A shadow world

Lauren Fensterstock’s unsettling installation
By KEN GREENLEAF  |  October 9, 2008

fensterstock_lilypond_insid.jpg
LILY POND: A dark illusion by Lauren Fensterstock.

“Parterre: An Installation by Lauren Fensterstock” at Bowdoin College Museum of Art, Brunswick | through January 11, 2009 | 207.725.3275
A parterre is a level formal garden, usually laid out with gravel paths between orderly plantings or pools bordered by stone walls or hedges. The historical high point of parterre gardens was Versailles, Louis XIV’s monument to the unrestrained power of the state blended with aristocratic decadence and ostentatious consumption. 
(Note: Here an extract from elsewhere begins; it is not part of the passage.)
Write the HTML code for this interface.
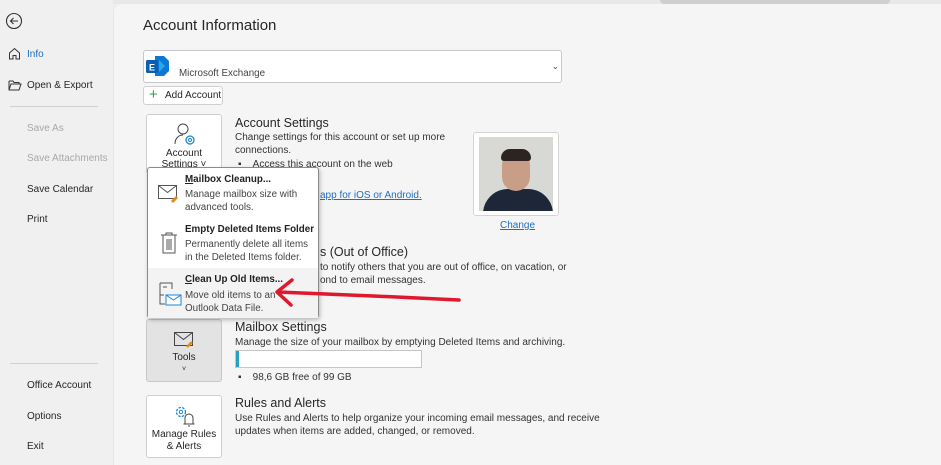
<!DOCTYPE html>
<html><head><style>
*{margin:0;padding:0;box-sizing:border-box}
body{width:941px;height:465px;overflow:hidden;background:#efefef;font-family:"Liberation Sans",sans-serif;color:#262626;position:relative;font-size:10px}
.a{position:absolute}
.side{left:0;top:0;width:113px;height:465px;background:#f0f0f0}
.si{position:absolute;left:27px;font-size:10px;color:#262626}
.dis{color:#a8a8a8}
.main{left:113px;top:4px;width:828px;height:461px;background:#f5f5f5;border-top-left-radius:8px;border-left:1px solid #e6e6e6}
.btn{position:absolute;background:#fff;border:1px solid #d0d0d0;border-radius:3px;text-align:center;font-size:10px;line-height:12px;color:#262626}
h2{position:absolute;font-size:12.5px;font-weight:normal;color:#262626}
.t{position:absolute;font-size:10px;color:#333;line-height:13px}
.menu{left:147px;top:167px;width:172px;height:151px;background:#fff;border:1px solid #8a8a8a;border-radius:3px;box-shadow:1px 2px 4px rgba(0,0,0,.25)}
.mt{position:absolute;left:37px;font-weight:bold;font-size:9.8px;color:#222}
.md{position:absolute;left:37px;font-size:9.8px;color:#444;line-height:13px}
</style></head><body>
<div class="a" style="left:0;top:0;width:941px;height:4px;background:#e8e8e8"></div>
<div class="a" style="left:660px;top:0;width:230px;height:4px;background:#cfcfcf;border-radius:0 0 20px 20px"></div>
<div class="a side"></div>
<svg class="a" style="left:5px;top:12px" width="18" height="18" viewBox="0 0 18 18"><circle cx="9" cy="9" r="7.5" fill="none" stroke="#333" stroke-width="1.1"/><path d="M13 9H5.5M8.5 6L5.5 9l3 3" fill="none" stroke="#333" stroke-width="1.1"/></svg>
<svg class="a" style="left:8px;top:47px" width="13" height="13" viewBox="0 0 13 13"><path d="M1.5 6L6.5 1.5 11.5 6V12H8V8.5H5V12H1.5Z" fill="none" stroke="#333" stroke-width="1"/></svg>
<div class="si" style="top:49px;color:#1f6fc0">Info</div>
<svg class="a" style="left:8px;top:79px" width="14" height="12" viewBox="0 0 14 12"><path d="M1 2H5l1 1.5h5V5M1 2v9h10l2-6H3L1 11" fill="none" stroke="#333" stroke-width="1"/></svg>
<div class="si" style="top:80px">Open &amp; Export</div>
<div class="a" style="left:10px;top:106px;width:88px;height:1px;background:#d0d0d0"></div>
<div class="si dis" style="top:123px">Save As</div>
<div class="si dis" style="top:153px">Save Attachments</div>
<div class="si" style="top:184px">Save Calendar</div>
<div class="si" style="top:214px">Print</div>
<div class="a" style="left:10px;top:363px;width:88px;height:1px;background:#d0d0d0"></div>
<div class="si" style="top:380px">Office Account</div>
<div class="si" style="top:411px">Options</div>
<div class="si" style="top:441px">Exit</div>

<div class="a main"></div>
<div class="a" style="left:143px;top:17px;font-size:15px;color:#262626">Account Information</div>
<div class="a" style="left:143px;top:50px;width:419px;height:33px;background:#fff;border:1px solid #c8c8c8;border-radius:3px"></div>
<svg class="a" style="left:145px;top:54px" width="26" height="24" viewBox="0 0 26 24"><path d="M10 2h9l5 5v10l-5 5h-9z" fill="#0f78d4"/><path d="M14 6l6 6-6 6" fill="#28a8ea"/><rect x="1" y="6" width="12" height="13" rx="1.5" fill="#0a5fb4"/><text x="4" y="16.5" font-size="9" font-weight="bold" fill="#fff" font-family="Liberation Sans">E</text></svg>
<div class="a" style="left:179px;top:68px;font-size:9.8px;color:#444">Microsoft Exchange</div>
<div class="a" style="left:552px;top:62px;font-size:8px;color:#444">&#8964;</div>
<div class="btn" style="left:143px;top:86px;width:80px;height:19px;line-height:17px;text-align:left;padding-left:21px">Add Account</div>
<div class="a" style="left:149px;top:88px;font-size:15px;color:#2ba640;line-height:14px">+</div>

<div class="btn" style="left:146px;top:114px;width:76px;height:60px"></div>
<svg class="a" style="left:173px;top:122px" width="26" height="26" viewBox="0 0 26 26"><circle cx="10" cy="7" r="5" fill="none" stroke="#444" stroke-width="1"/><path d="M2 22c0-5 3-9 8-9" fill="none" stroke="#444"/><circle cx="17" cy="18" r="4" fill="none" stroke="#1f84d6" stroke-width="1.3"/><circle cx="17" cy="18" r="1.5" fill="none" stroke="#1f84d6"/></svg>
<div class="a" style="left:146px;top:148px;width:76px;text-align:center;font-size:10px">Account<br>Settings ˅</div>

<h2 style="left:235px;top:116px">Account Settings</h2>
<div class="t" style="left:235px;top:131px">Change settings for this account or set up more<br>connections.</div>
<div class="t" style="left:238px;top:158px">▪&nbsp;&nbsp;&nbsp;&nbsp;Access this account on the web</div>
<div class="t" style="left:320px;top:189px;color:#1f6fc0;text-decoration:underline">app for iOS or Android.</div>
<div class="a" style="left:473px;top:132px;width:86px;height:84px;background:#fff;border:1px solid #d4d4d4;border-radius:3px"></div>
<div class="a" style="left:479px;top:137px;width:74px;height:74px;background:#d8d8d4;overflow:hidden">
<div class="a" style="left:4px;top:52px;width:70px;height:30px;background:#1d2738;border-radius:25px 25px 0 0"></div>
<div class="a" style="left:23px;top:16px;width:28px;height:38px;background:#c89e86;border-radius:12px 12px 14px 14px"></div>
<div class="a" style="left:22px;top:12px;width:30px;height:12px;background:#2c2420;border-radius:12px 12px 4px 4px"></div>
</div>
<div class="t" style="left:500px;top:219px;color:#1f6fc0;text-decoration:underline">Change</div>

<h2 style="left:320px;top:245px">s (Out of Office)</h2>
<div class="t" style="left:320px;top:261px">to notify others that you are out of office, on vacation, or<br>ond to email messages.</div>

<div class="btn" style="left:146px;top:319px;width:76px;height:63px;background:#e3e3e3;border-color:#c8c8c8"></div>
<svg class="a" style="left:173px;top:330px" width="24" height="20" viewBox="0 0 24 20"><rect x="1.5" y="2.5" width="18" height="13" fill="none" stroke="#444"/><path d="M1.5 2.5l9 7 9-7" fill="none" stroke="#444"/><path d="M14 17l5-5" stroke="#e08a1e" stroke-width="2.5"/></svg>
<div class="a" style="left:146px;top:352px;width:76px;text-align:center;font-size:10px">Tools<br><span style="font-size:7px">˅</span></div>
<h2 style="left:235px;top:320px">Mailbox Settings</h2>
<div class="t" style="left:235px;top:336px">Manage the size of your mailbox by emptying Deleted Items and archiving.</div>
<div class="a" style="left:235px;top:350px;width:187px;height:18px;background:#fff;border:1px solid #c6c6c6"><div style="width:3px;height:16px;background:#2a9fc0"></div></div>
<div class="t" style="left:238px;top:371px">▪&nbsp;&nbsp;&nbsp;&nbsp;98,6 GB free of 99 GB</div>

<div class="btn" style="left:146px;top:395px;width:76px;height:63px"></div>
<svg class="a" style="left:172px;top:404px" width="26" height="24" viewBox="0 0 26 24"><circle cx="9" cy="8" r="4.5" fill="none" stroke="#1f84d6" stroke-width="1.3" stroke-dasharray="2.5 1.2"/><circle cx="9" cy="8" r="1.7" fill="none" stroke="#1f84d6"/><path d="M13 20v-6a4 4 0 0 1 8 0v6h1.5H11.5zM16 22h2" fill="none" stroke="#444"/></svg>
<div class="a" style="left:146px;top:429px;width:76px;text-align:center;font-size:10px;line-height:12px">Manage Rules<br>&amp; Alerts</div>
<h2 style="left:235px;top:396px">Rules and Alerts</h2>
<div class="t" style="left:235px;top:412px">Use Rules and Alerts to help organize your incoming email messages, and receive<br>updates when items are added, changed, or removed.</div>

<div class="a menu">
<svg class="a" style="left:9px;top:15px" width="24" height="22" viewBox="0 0 24 22"><rect x="1.5" y="2.5" width="18" height="13" fill="none" stroke="#555"/><path d="M1.5 2.5l9 7 9-7" fill="none" stroke="#555"/><path d="M15 19l5-5" stroke="#e08a1e" stroke-width="3"/></svg>
<div class="mt" style="top:6px"><u>M</u>ailbox Cleanup...</div>
<div class="md" style="top:20px">Manage mailbox size with<br>advanced tools.</div>
<svg class="a" style="left:12px;top:63px" width="18" height="24" viewBox="0 0 18 24"><path d="M1 4h16M6 4V2h6v2M3 4v18h12V4M7 8v11M9 8v11M11 8v11" fill="none" stroke="#555"/></svg>
<div class="mt" style="top:56px">Empty Deleted Items Folder</div>
<div class="md" style="top:70px">Permanently delete all items<br>in the Deleted Items folder.</div>
<div class="a" style="left:0;top:100px;width:170px;height:50px;background:#f3f3f3"></div>
<svg class="a" style="left:10px;top:114px" width="26" height="26" viewBox="0 0 26 26"><path d="M2 1h12v6M2 1v12h4M2 13v9h5M5 5h4" fill="none" stroke="#555"/><rect x="8" y="13" width="15" height="10" fill="#fff" stroke="#1f84d6"/><path d="M8 13l7.5 5 7.5-5" fill="none" stroke="#1f84d6"/></svg>
<div class="mt" style="top:106px"><u>C</u>lean Up Old Items...</div>
<div class="md" style="top:121px">Move old items to an<br>Outlook Data File.</div>
</div>
<svg class="a" style="left:270px;top:275px" width="195" height="35" viewBox="0 0 195 35"><path d="M8 17C60 19 130 22 189 25" stroke="#e0182d" stroke-width="3.5" fill="none" stroke-linecap="round"/><path d="M22 5L7 17l14 13" stroke="#e0182d" stroke-width="3.5" fill="none" stroke-linecap="round" stroke-linejoin="round"/></svg>
</body></html>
The centerpiece of Lauren Fensterstock’s installation at the Bowdoin College Museum of Art is what appears to be a large black pool with giant lily pads, blossoms, and piles of black dust. It’s large, eight by twenty feet, with six-inch-high walls. It’s not water, but Plexiglas and charcoal, and the flowers and plants are made from black paper. The illusion is persistent; it’s difficult to see it as anything but a dark pool with black vegetation, like a formal garden in a quiet corner of Dante’s ninth circle.

The constructions “floating” in the pool are taken from lithographic images of the giant Victoria Regia water lily made by the 19th-century botanical illustrator William Sharp, in Bowdoin’s collection. This plant has giant leaves and excessive flowers, and is sometimes used in formal gardens. The Sharp images are presented in the same gallery, as a reference.
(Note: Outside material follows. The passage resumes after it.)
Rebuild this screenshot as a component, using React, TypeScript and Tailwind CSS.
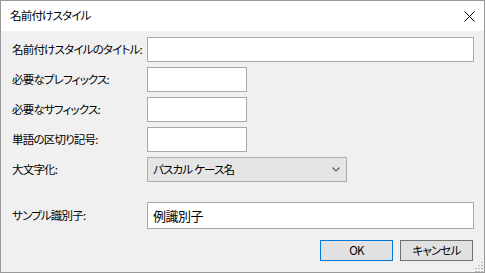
import { useState } from "react";

const font = "font-['Noto_Sans_CJK_JP','Noto_Sans',sans-serif] [font-feature-settings:'palt']";
const uiText = "text-[11.5px] leading-none tracking-[-0.8px] text-black";

const TextBox = ({ width, value = "" }: { width: string; value?: string }) => (
  <input
    defaultValue={value}
    className={`${width} h-[25px] shrink-0 border border-[#a8a8a8] bg-white px-[5px] text-[12px] text-black outline-none ${font}`}
  />
);

const Row = ({ label, children }: { label: string; children: React.ReactNode }) => (
  <div className="flex h-[25px] items-center">
    <div className={`w-[136px] shrink-0 whitespace-nowrap pl-px ${uiText}`}>{label}</div>
    {children}
  </div>
);

export default function App() {
  const [casing] = useState("パスカル ケース名");

  return (
    <div className={`flex h-[273px] w-[485px] flex-col border border-[#999999] bg-[#f0f0f0] ${font}`}>
      {/* Title bar */}
      <div className="flex h-[30px] shrink-0 items-center justify-between bg-white pl-[9px] pr-[9px]">
        <span className={uiText}>名前付けスタイル</span>
        <svg width="11" height="11" viewBox="0 0 11 11">
          <path d="M0.5 0.5 L10.5 10.5 M10.5 0.5 L0.5 10.5" stroke="#000" strokeWidth="1" fill="none" />
        </svg>
      </div>

      {/* Body */}
      <div className="relative flex flex-1 flex-col px-[10px] pt-[6px]">
        <div className="flex flex-col gap-[5px]">
          <Row label="名前付けスタイルのタイトル:">
            <TextBox width="w-[327px]" />
          </Row>
          <Row label="必要なプレフィックス:">
            <TextBox width="w-[100px]" />
          </Row>
          <Row label="必要なサフィックス:">
            <TextBox width="w-[100px]" />
          </Row>
          <Row label="単語の区切り記号:">
            <TextBox width="w-[100px]" />
          </Row>
          <Row label="大文字化:">
            <div className="flex h-[25px] w-[200px] shrink-0 items-center justify-between border border-[#acacac] bg-[#e5e5e5] pl-[5px] pr-[6px]">
              <span className={uiText}>{casing}</span>
              <svg width="8" height="5" viewBox="0 0 8 5">
                <path d="M0.5 0.5 L4 4 L7.5 0.5" stroke="#606060" strokeWidth="1.2" fill="none" />
              </svg>
            </div>
          </Row>
        </div>

        <div className="mt-[20px] flex h-[27px] items-center">
          <div className={`w-[136px] shrink-0 whitespace-nowrap pl-px ${uiText}`}>サンプル識別子:</div>
          <div className="flex h-[27px] w-[327px] shrink-0 items-center border border-[#a8a8a8] bg-white pl-[5px] text-[13px] leading-none tracking-[-0.5px] text-black">
            例識別子
          </div>
        </div>

        <div className="mt-[11px] flex justify-end gap-[7px] pr-px">
          <button className={`h-[21px] w-[73px] border border-[#0078d7] bg-[#e1e1e1] ${uiText}`}>OK</button>
          <button className={`h-[21px] w-[73px] border border-[#707070] bg-[#e1e1e1] ${uiText}`}>キャンセル</button>
        </div>

        {/* Resize grip */}
        <svg width="10" height="10" viewBox="0 0 10 10" className="absolute bottom-0 right-0">
          {[
            [8, 0], [8, 3], [5, 3], [8, 6], [5, 6], [2, 6], [8, 9], [5, 9], [2, 9],
          ].map(([x, y]) => (
            <rect key={`${x}-${y}`} x={x - 1} y={y} width="2" height="1" fill="#b8b8b8" />
          ))}
        </svg>
      </div>
    </div>
  );
}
There’s a sparkling horizontal line across the walls of the whole gallery at about eye level. Close up it resolves into a series of tiny jewels set directly into the wall’s surface, a few inches apart. This line joins a large pattern of jewels across the back wall that slowly reveals itself to be a map of the maze in the gardens at Versailles. Etchings by Israel Sylvestre of the gardens at Cardinal Richelieu’s Chateau Rueil, an inspiration for Versailles, are presented nearby, and provide a historical and thematic anchor for the wall-sized schematic.

A vitrine nearby holds a few key objects. Fensterstock sets precious stones into fruits and vegetables and lets them age. Here a shriveled, bejeweled banana and dried potato share the space with a pendant miniature painting and some 18th-century watches that were, when they were made, accessories for only the very well off. Luxury objects are matched with decay; jewels are set in garbage.

One enters, here, a shadow world, where the normal order of things is seen as through a glass darkly. Everything points to elegance, refinement, style, and even luxury. What seems to be an appreciation takes on, after a time, a feeling of quiet decay, as if we are encountering the spiritual accounting for the costs of life lived at great expense.

The late Ed Keinholz, one of the earliest installation artists, made works of social commentary that were like being hit on the head. They were ugly enough to gag a goat. Fensterstock’s work at Bowdoin is, by contrast, more like an innocent invitation to peruse the good life of jewelry, formal gardens, colorful lithographs for collectors, and the accouterments of the luxe life. The implications drift in slowly over time, and are all the more pointed for their misdirection.